The standard of review should be explicit. For facts, is there reliable evidence? For policy interpretation, is the interpretation reasonably within the text and applied prospectively where reliance is affected? For remedies, is the action necessary to protect uniqueness, accuracy, fraud prevention, security or legally binding restraint? For severe actions, were lesser measures considered? For emergencies, was immediate action necessary and time-limited? For continuity, has the registry preserved the last verified state to the maximum extent consistent with the ledger? These questions would not make AFRINIC weak. They would make its power more credible.

Internal appeal and litigation have different jobs

The division of labour between internal appeal and external litigation is central to due-process economics. Internal appeal is part of the registry's own governance.

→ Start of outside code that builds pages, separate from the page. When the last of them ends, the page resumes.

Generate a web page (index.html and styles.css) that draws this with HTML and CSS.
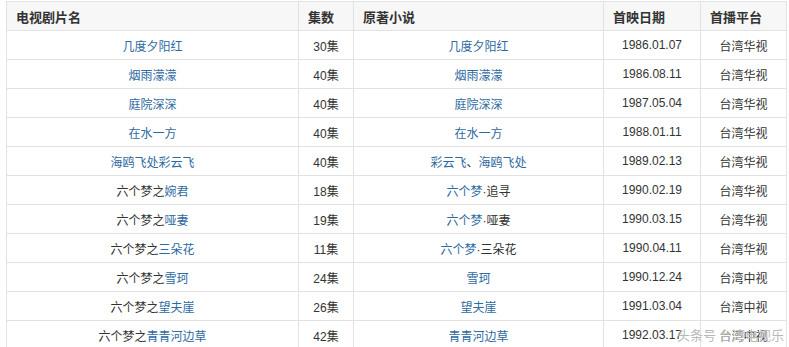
FILE: index.html
```html
<!DOCTYPE html>
<html lang="zh">
<head>
<meta charset="utf-8">
<title>电视剧</title>
<link rel="stylesheet" href="styles.css">
</head>
<body>
<div class="wrap">
<table class="tv">
  <colgroup>
    <col class="c1"><col class="c2"><col class="c3"><col class="c4"><col class="c5">
  </colgroup>
  <thead>
    <tr><th>电视剧片名</th><th>集数</th><th>原著小说</th><th>首映日期</th><th>首播平台</th></tr>
  </thead>
  <tbody>
    <tr><td><a>几度夕阳红</a></td><td>30集</td><td><a>几度夕阳红</a></td><td>1986.01.07</td><td>台湾华视</td></tr>
    <tr><td><a>烟雨濛濛</a></td><td>40集</td><td><a>烟雨濛濛</a></td><td>1986.08.11</td><td>台湾华视</td></tr>
    <tr><td><a>庭院深深</a></td><td>40集</td><td><a>庭院深深</a></td><td>1987.05.04</td><td>台湾华视</td></tr>
    <tr><td><a>在水一方</a></td><td>40集</td><td><a>在水一方</a></td><td>1988.01.11</td><td>台湾华视</td></tr>
    <tr><td><a>海鸥飞处彩云飞</a></td><td>40集</td><td><a>彩云飞</a>、<a>海鸥飞处</a></td><td>1989.02.13</td><td>台湾华视</td></tr>
    <tr><td>六个梦之<a>婉君</a></td><td>18集</td><td><a>六个梦</a>·追寻</td><td>1990.02.19</td><td>台湾华视</td></tr>
    <tr><td>六个梦之<a>哑妻</a></td><td>19集</td><td><a>六个梦</a>·哑妻</td><td>1990.03.15</td><td>台湾华视</td></tr>
    <tr><td>六个梦之<a>三朵花</a></td><td>11集</td><td><a>六个梦</a>·三朵花</td><td>1990.04.11</td><td>台湾华视</td></tr>
    <tr><td>六个梦之<a>雪珂</a></td><td>24集</td><td><a>雪珂</a></td><td>1990.12.24</td><td>台湾中视</td></tr>
    <tr><td>六个梦之<a>望夫崖</a></td><td>26集</td><td><a>望夫崖</a></td><td>1991.03.04</td><td>台湾中视</td></tr>
    <tr><td>六个梦之<a>青青河边草</a></td><td>42集</td><td><a>青青河边草</a></td><td>1992.03.17</td><td>台湾中视</td></tr>
  </tbody>
</table>
<div class="watermark">头条号 台湾电视乐</div>
</div>
</body>
</html>
```
FILE: styles.css
```css
html, body {
  margin: 0;
  padding: 0;
  background: #ffffff;
  overflow: hidden;
}
.wrap {
  position: relative;
  padding: 1px 0 0 6px;
}
.tv {
  border-collapse: collapse;
  table-layout: fixed;
  width: 780px;
  font-family: "Liberation Sans", "Noto Sans CJK SC", sans-serif;
  font-size: 12px;
  color: #333333;
}
.c1 { width: 292px; }
.c2 { width: 55px; }
.c3 { width: 250px; }
.c4 { width: 97px; }
.c5 { width: 86px; }
.tv th, .tv td {
  border: 1px solid #e2e2e2;
  height: 28px;
  padding: 0;
  vertical-align: middle;
  white-space: nowrap;
}
.tv th {
  background: #f7f7f7;
  text-align: left;
  padding-left: 9px;
  font-family: "Noto Sans CJK SC", sans-serif;
  font-weight: bold;
  font-size: 13px;
  color: #333333;
}
.tv td {
  text-align: center;
}
.tv a {
  color: #2e6aa1;
  text-decoration: none;
}
.watermark {
  position: absolute;
  left: 677px;
  top: 325px;
  font-family: "Noto Sans CJK SC", sans-serif;
  font-size: 13px;
  color: rgba(170, 170, 170, 0.85);
  text-shadow: 0 0 1px #ffffff;
  white-space: nowrap;
}
```
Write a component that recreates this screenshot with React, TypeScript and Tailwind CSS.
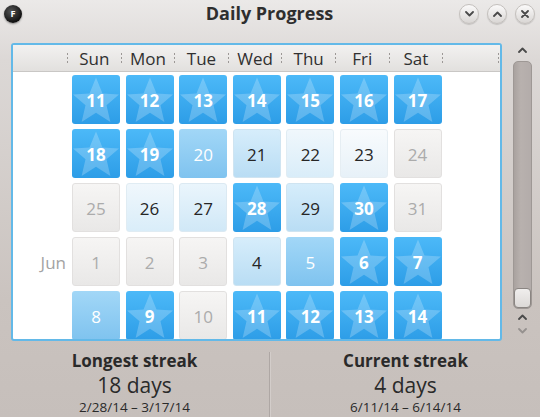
import React from "react"

type Kind = "star" | "mid" | "l4" | "l3" | "l2" | "l1" | "gray"

const rows: { label?: string; days: [number, Kind][] }[] = [
  {
    days: [
      [11, "star"],
      [12, "star"],
      [13, "star"],
      [14, "star"],
      [15, "star"],
      [16, "star"],
      [17, "star"],
    ],
  },
  {
    days: [
      [18, "star"],
      [19, "star"],
      [20, "mid"],
      [21, "l4"],
      [22, "l2"],
      [23, "l1"],
      [24, "gray"],
    ],
  },
  {
    days: [
      [25, "gray"],
      [26, "l2"],
      [27, "l3"],
      [28, "star"],
      [29, "l4"],
      [30, "star"],
      [31, "gray"],
    ],
  },
  {
    label: "Jun",
    days: [
      [1, "gray"],
      [2, "gray"],
      [3, "gray"],
      [4, "l4"],
      [5, "mid"],
      [6, "star"],
      [7, "star"],
    ],
  },
  {
    days: [
      [8, "mid"],
      [9, "star"],
      [10, "gray"],
      [11, "star"],
      [12, "star"],
      [13, "star"],
      [14, "star"],
    ],
  },
]

const kindClass: Record<Kind, string> = {
  star: "bg-[linear-gradient(to_bottom,#4cb9f8,#2d9de7)] text-white font-bold",
  mid: "bg-[linear-gradient(to_bottom,#a2d7f7,#7fc3ef)] text-white",
  l4: "bg-[linear-gradient(to_bottom,#d6edfb,#b9ddf4)] text-[#262626] border border-[#cfe4f1]",
  l3: "bg-[linear-gradient(to_bottom,#eaf5fc,#d0e8f7)] text-[#262626] border border-[#dbe9f2]",
  l2: "bg-[linear-gradient(to_bottom,#f0f7fc,#d9edf9)] text-[#262626] border border-[#e0ecf3]",
  l1: "bg-[linear-gradient(to_bottom,#f8fbfd,#e7f1f8)] text-[#262626] border border-[#e6eef3]",
  gray: "bg-[linear-gradient(to_bottom,#f6f5f4,#e9e8e7)] text-[#ababab] border border-[#e2e0df]",
}

function Star() {
  return (
    <svg viewBox="0 0 48 49" className="absolute inset-0 h-full w-full">
      <path
        d="M24 2.5 L30.5 18.5 L47 19.5 L34.5 30.3 L38.4 47 L24 37.8 L9.6 47 L13.5 30.3 L1 19.5 L17.5 18.5 Z"
        fill="rgba(255,255,255,0.22)"
      />
    </svg>
  )
}

function DayCell({ day, kind }: { day: number; kind: Kind }) {
  return (
    <div className="pl-[4px]">
      <div
        className={`relative flex h-[49px] w-[48px] items-center justify-center rounded-[3px] text-[17px] ${kindClass[kind]}`}
      >
        {kind === "star" && <Star />}
        <span className="relative pt-[2px]">{day}</span>
      </div>
    </div>
  )
}

function Grip() {
  return (
    <div className="flex flex-col gap-[2px]">
      <span className="h-[2px] w-[1px] bg-[#9c9896]" />
      <span className="h-[2px] w-[1px] bg-[#9c9896]" />
      <span className="h-[2px] w-[1px] bg-[#9c9896]" />
    </div>
  )
}

function HeaderSection({ label }: { label?: string }) {
  return (
    <div className="flex items-center">
      <span className="flex-1 text-center text-[17px] text-[#303030] pt-[1px]">
        {label}
      </span>
      <Grip />
    </div>
  )
}

function TitleButton({ children }: { children: React.ReactNode }) {
  return (
    <div className="flex h-[20px] w-[20px] items-center justify-center rounded-full border border-[#c4c0bd] bg-[linear-gradient(to_bottom,#fbfafa,#d9d6d4)] shadow-[0_1px_1px_rgba(0,0,0,0.15)]">
      {children}
    </div>
  )
}

function Chevron({ up }: { up?: boolean }) {
  return (
    <svg width="9" height="6" viewBox="0 0 9 6">
      <path
        d={up ? "M1 5 L4.5 1.5 L8 5" : "M1 1 L4.5 4.5 L8 1"}
        fill="none"
        stroke="#4a4a4a"
        strokeWidth="1.8"
        strokeLinecap="round"
        strokeLinejoin="round"
      />
    </svg>
  )
}

function Stat({
  title,
  value,
  range,
}: {
  title: string
  value: string
  range: string
}) {
  return (
    <div className="flex flex-1 flex-col items-center pt-[9px] text-[#2a2a2a]">
      <div className="text-[17px] font-bold leading-[22px]">{title}</div>
      <div className="text-[21px] leading-[26px]">{value}</div>
      <div className="text-[13.5px] leading-[19px]">{range}</div>
    </div>
  )
}

export default function App() {
  return (
    <div className="flex h-[417px] w-[540px] flex-col overflow-hidden bg-[linear-gradient(to_bottom,#ebe9e8_0px,#dcd8d6_60px,#cac3bf_300px,#c6bfbb_100%)] font-['Open_Sans',sans-serif]">
      {/* title bar */}
      <div className="grid h-[26px] grid-cols-[1fr_auto_1fr] items-center pl-[4px] pr-[5px]">
        <div className="flex h-[18px] w-[18px] items-center justify-center rounded-full bg-[radial-gradient(circle_at_40%_35%,#555,#111_70%)] shadow-[0_1px_2px_rgba(0,0,0,0.4)]">
          <span className="text-[9px] font-bold leading-none text-white">F</span>
        </div>
        <div className="text-center text-[18px] font-bold text-[#2e2e2e]">
          Daily Progress
        </div>
        <div className="flex justify-end gap-[8px]">
          <TitleButton>
            <Chevron />
          </TitleButton>
          <TitleButton>
            <Chevron up />
          </TitleButton>
          <TitleButton>
            <svg width="8" height="8" viewBox="0 0 8 8">
              <path
                d="M1 1 L7 7 M7 1 L1 7"
                stroke="#4a4a4a"
                strokeWidth="1.8"
                strokeLinecap="round"
              />
            </svg>
          </TitleButton>
        </div>
      </div>

      {/* table + scrollbar */}
      <div className="mt-[17px] flex pl-[11px]">
        <div className="h-[298px] w-[491px] overflow-hidden rounded-[3px] border-2 border-[#63b9e8] bg-white">
          <div className="grid h-[27px] grid-cols-[55px_repeat(7,53.6px)_1fr] border-b border-[#c9c7c5] bg-[linear-gradient(to_bottom,#f2f1f0,#e2e0de)]">
            <HeaderSection />
            <HeaderSection label="Sun" />
            <HeaderSection label="Mon" />
            <HeaderSection label="Tue" />
            <HeaderSection label="Wed" />
            <HeaderSection label="Thu" />
            <HeaderSection label="Fri" />
            <HeaderSection label="Sat" />
            <div className="flex items-center justify-end pr-[1px]">
              <Grip />
            </div>
          </div>
          <div className="grid grid-cols-[55px_repeat(7,53.6px)_1fr] gap-y-[5px] pt-[3px]">
            {rows.map((row, i) => (
              <React.Fragment key={i}>
                <div className="flex items-center justify-end pr-[2px] pt-[2px] text-[17px] text-[#a3a3a3]">
                  {row.label}
                </div>
                {row.days.map(([d, k], j) => (
                  <DayCell key={j} day={d} kind={k} />
                ))}
                <div />
              </React.Fragment>
            ))}
          </div>
        </div>

        {/* scrollbar */}
        <div className="flex w-[38px] flex-col items-center pl-[2px]">
          <div className="mt-[4px] h-[12px]">
            <Chevron up />
          </div>
          <div className="mt-[2px] flex h-[248px] w-[19px] flex-col justify-end rounded-[5px] border border-[#9e9895] bg-[linear-gradient(to_right,#a9a29f,#b8b1ae_40%,#b3acaa)]">
            <div className="h-[20px] rounded-[4px] border border-[#8a8582] bg-[linear-gradient(to_bottom,#f0eeed,#dcd9d7)]" />
          </div>
          <div className="mt-[5px] h-[12px]">
            <Chevron up />
          </div>
          <div className="mt-[2px] h-[10px] opacity-40">
            <Chevron />
          </div>
        </div>
      </div>

      {/* footer */}
      <div className="flex flex-1">
        <Stat title="Longest streak" value="18 days" range="2/28/14 – 3/17/14" />
        <div className="mt-[11px] w-[2px] border-l border-[#aea7a4] bg-[#d3cdca]" />
        <Stat title="Current streak" value="4 days" range="6/11/14 – 6/14/14" />
      </div>
    </div>
  )
}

It tests whether the registry applied its rules correctly, gave adequate reasons, considered proportionate remedies and preserved continuity. Litigation is an external legal process. It tests legal rights, contractual obligations, corporate authority, injunction standards, damages, insolvency and public-law constraints. A functioning registry needs both, but one cannot replace the other.

Internal appeal is cheaper, faster and narrower. It can be built around registry time: days for emergency stays, weeks for document defects, defined periods for transfer refusals and short deadlines for high-consequence actions. It can be handled by people who understand number resources, routing dependencies, RPKI, reverse DNS, RDAP, transfer mechanics and member roles. It can order operational remedies that a court may not design easily: preserve a ROA, maintain reverse-DNS delegation, freeze only the contested transfer field, publish conflict metadata, allow routine contact updates while blocking a transfer, or separate a billing dispute from security publication.

Litigation has different strengths. It has coercive authority. It can bind parties beyond the registry. It can compel disclosure, issue injunctions, appoint receivers, interpret contracts, protect creditors, supervise winding-up and decide statutory questions. If there is a genuine dispute over company ownership, fraud, insolvency, damages or public power, courts may be unavoidable. A registry panel should not pretend to decide such questions conclusively.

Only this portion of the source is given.